# WHAT THE TASK REQUIRES
Pictures in the data below are not part of the copy; transcribe everything else exactly.

[START OF SUPPLIED DATA]

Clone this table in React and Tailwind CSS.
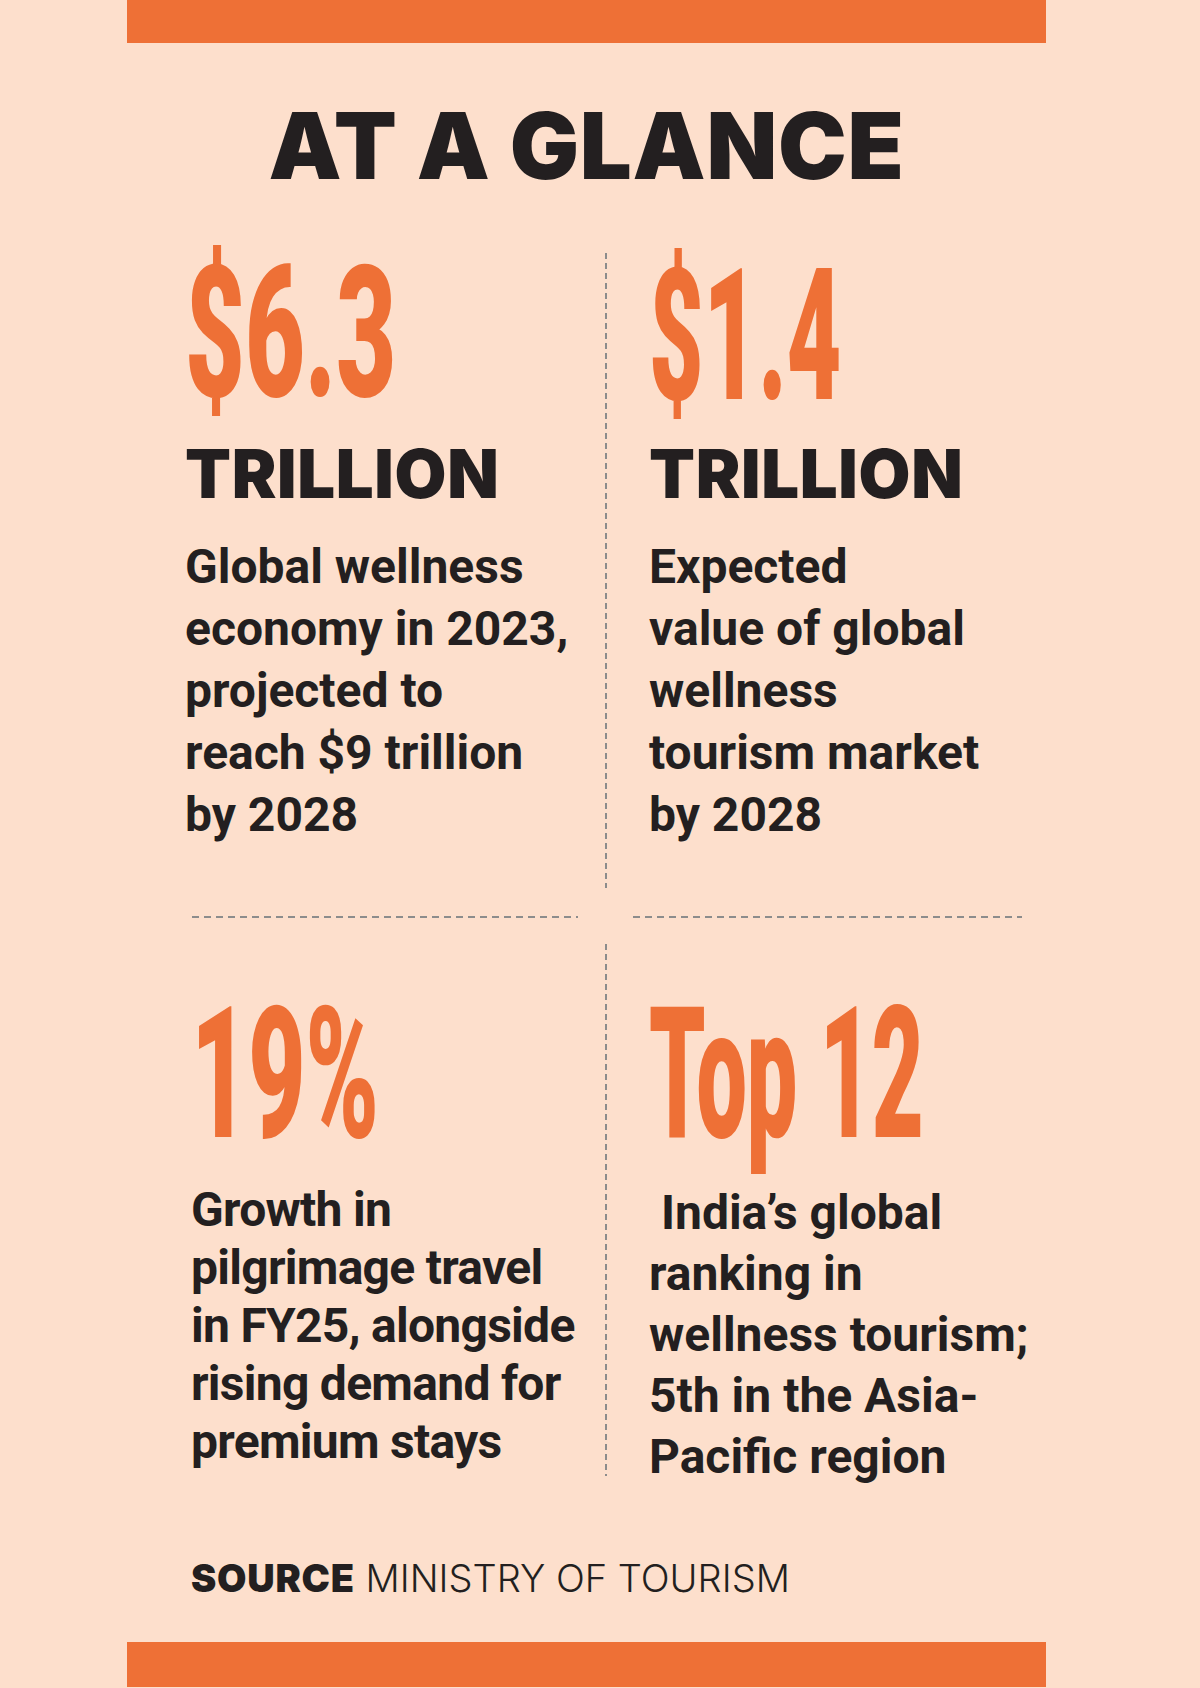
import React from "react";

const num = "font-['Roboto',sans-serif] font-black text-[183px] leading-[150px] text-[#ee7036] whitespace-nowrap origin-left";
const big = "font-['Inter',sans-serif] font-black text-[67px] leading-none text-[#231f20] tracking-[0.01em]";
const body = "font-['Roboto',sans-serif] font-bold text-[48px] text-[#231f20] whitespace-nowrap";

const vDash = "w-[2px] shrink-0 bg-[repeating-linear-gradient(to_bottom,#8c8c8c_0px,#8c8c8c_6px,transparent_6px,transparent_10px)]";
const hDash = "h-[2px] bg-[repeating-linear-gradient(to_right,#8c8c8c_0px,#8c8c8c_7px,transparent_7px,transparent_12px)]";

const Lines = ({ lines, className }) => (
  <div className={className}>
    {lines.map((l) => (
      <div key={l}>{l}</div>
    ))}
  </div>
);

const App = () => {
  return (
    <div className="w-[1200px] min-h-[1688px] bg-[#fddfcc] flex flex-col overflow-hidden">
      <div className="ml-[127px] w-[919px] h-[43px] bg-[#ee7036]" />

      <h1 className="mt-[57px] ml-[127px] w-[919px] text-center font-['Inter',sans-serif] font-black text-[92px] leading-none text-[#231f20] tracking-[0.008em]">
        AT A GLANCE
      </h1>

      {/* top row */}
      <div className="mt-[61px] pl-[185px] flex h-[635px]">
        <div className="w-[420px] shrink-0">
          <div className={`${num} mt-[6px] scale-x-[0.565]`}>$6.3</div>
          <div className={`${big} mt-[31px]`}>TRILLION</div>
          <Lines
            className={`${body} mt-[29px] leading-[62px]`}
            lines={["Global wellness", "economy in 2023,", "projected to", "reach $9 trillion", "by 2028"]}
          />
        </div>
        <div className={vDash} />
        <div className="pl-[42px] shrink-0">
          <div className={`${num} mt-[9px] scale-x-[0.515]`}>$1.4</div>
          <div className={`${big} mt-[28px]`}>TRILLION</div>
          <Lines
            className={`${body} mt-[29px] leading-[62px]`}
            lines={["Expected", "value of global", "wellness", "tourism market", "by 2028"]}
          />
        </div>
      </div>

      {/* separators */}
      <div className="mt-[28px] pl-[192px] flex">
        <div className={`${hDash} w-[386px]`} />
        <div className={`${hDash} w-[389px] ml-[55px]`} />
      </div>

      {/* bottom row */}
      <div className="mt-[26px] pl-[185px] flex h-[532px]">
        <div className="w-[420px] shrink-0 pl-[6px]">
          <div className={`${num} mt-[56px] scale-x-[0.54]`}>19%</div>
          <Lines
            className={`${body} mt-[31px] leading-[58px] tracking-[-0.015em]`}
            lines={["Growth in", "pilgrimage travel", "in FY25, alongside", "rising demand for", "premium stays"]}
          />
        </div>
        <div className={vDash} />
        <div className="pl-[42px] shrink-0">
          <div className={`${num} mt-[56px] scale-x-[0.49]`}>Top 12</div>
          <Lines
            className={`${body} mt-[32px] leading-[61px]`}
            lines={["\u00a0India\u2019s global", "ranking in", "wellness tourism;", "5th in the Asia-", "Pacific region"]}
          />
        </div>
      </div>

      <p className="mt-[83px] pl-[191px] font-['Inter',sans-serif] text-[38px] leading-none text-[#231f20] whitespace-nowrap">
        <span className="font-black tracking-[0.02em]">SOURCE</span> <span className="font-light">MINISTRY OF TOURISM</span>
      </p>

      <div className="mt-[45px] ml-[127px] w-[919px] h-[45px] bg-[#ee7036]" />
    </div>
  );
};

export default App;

[END OF SUPPLIED DATA]

# THE COMPLETED TASK
Clone this table in React and Tailwind CSS.
import React from "react";

const num = "font-['Roboto',sans-serif] font-black text-[183px] leading-[150px] text-[#ee7036] whitespace-nowrap origin-left";
const big = "font-['Inter',sans-serif] font-black text-[67px] leading-none text-[#231f20] tracking-[0.01em]";
const body = "font-['Roboto',sans-serif] font-bold text-[48px] text-[#231f20] whitespace-nowrap";

const vDash = "w-[2px] shrink-0 bg-[repeating-linear-gradient(to_bottom,#8c8c8c_0px,#8c8c8c_6px,transparent_6px,transparent_10px)]";
const hDash = "h-[2px] bg-[repeating-linear-gradient(to_right,#8c8c8c_0px,#8c8c8c_7px,transparent_7px,transparent_12px)]";

const Lines = ({ lines, className }) => (
  <div className={className}>
    {lines.map((l) => (
      <div key={l}>{l}</div>
    ))}
  </div>
);

const App = () => {
  return (
    <div className="w-[1200px] min-h-[1688px] bg-[#fddfcc] flex flex-col overflow-hidden">
      <div className="ml-[127px] w-[919px] h-[43px] bg-[#ee7036]" />

      <h1 className="mt-[57px] ml-[127px] w-[919px] text-center font-['Inter',sans-serif] font-black text-[92px] leading-none text-[#231f20] tracking-[0.008em]">
        AT A GLANCE
      </h1>

      {/* top row */}
      <div className="mt-[61px] pl-[185px] flex h-[635px]">
        <div className="w-[420px] shrink-0">
          <div className={`${num} mt-[6px] scale-x-[0.565]`}>$6.3</div>
          <div className={`${big} mt-[31px]`}>TRILLION</div>
          <Lines
            className={`${body} mt-[29px] leading-[62px]`}
            lines={["Global wellness", "economy in 2023,", "projected to", "reach $9 trillion", "by 2028"]}
          />
        </div>
        <div className={vDash} />
        <div className="pl-[42px] shrink-0">
          <div className={`${num} mt-[9px] scale-x-[0.515]`}>$1.4</div>
          <div className={`${big} mt-[28px]`}>TRILLION</div>
          <Lines
            className={`${body} mt-[29px] leading-[62px]`}
            lines={["Expected", "value of global", "wellness", "tourism market", "by 2028"]}
          />
        </div>
      </div>

      {/* separators */}
      <div className="mt-[28px] pl-[192px] flex">
        <div className={`${hDash} w-[386px]`} />
        <div className={`${hDash} w-[389px] ml-[55px]`} />
      </div>

      {/* bottom row */}
      <div className="mt-[26px] pl-[185px] flex h-[532px]">
        <div className="w-[420px] shrink-0 pl-[6px]">
          <div className={`${num} mt-[56px] scale-x-[0.54]`}>19%</div>
          <Lines
            className={`${body} mt-[31px] leading-[58px] tracking-[-0.015em]`}
            lines={["Growth in", "pilgrimage travel", "in FY25, alongside", "rising demand for", "premium stays"]}
          />
        </div>
        <div className={vDash} />
        <div className="pl-[42px] shrink-0">
          <div className={`${num} mt-[56px] scale-x-[0.49]`}>Top 12</div>
          <Lines
            className={`${body} mt-[32px] leading-[61px]`}
            lines={["\u00a0India\u2019s global", "ranking in", "wellness tourism;", "5th in the Asia-", "Pacific region"]}
          />
        </div>
      </div>

      <p className="mt-[83px] pl-[191px] font-['Inter',sans-serif] text-[38px] leading-none text-[#231f20] whitespace-nowrap">
        <span className="font-black tracking-[0.02em]">SOURCE</span> <span className="font-light">MINISTRY OF TOURISM</span>
      </p>

      <div className="mt-[45px] ml-[127px] w-[919px] h-[45px] bg-[#ee7036]" />
    </div>
  );
};

export default App;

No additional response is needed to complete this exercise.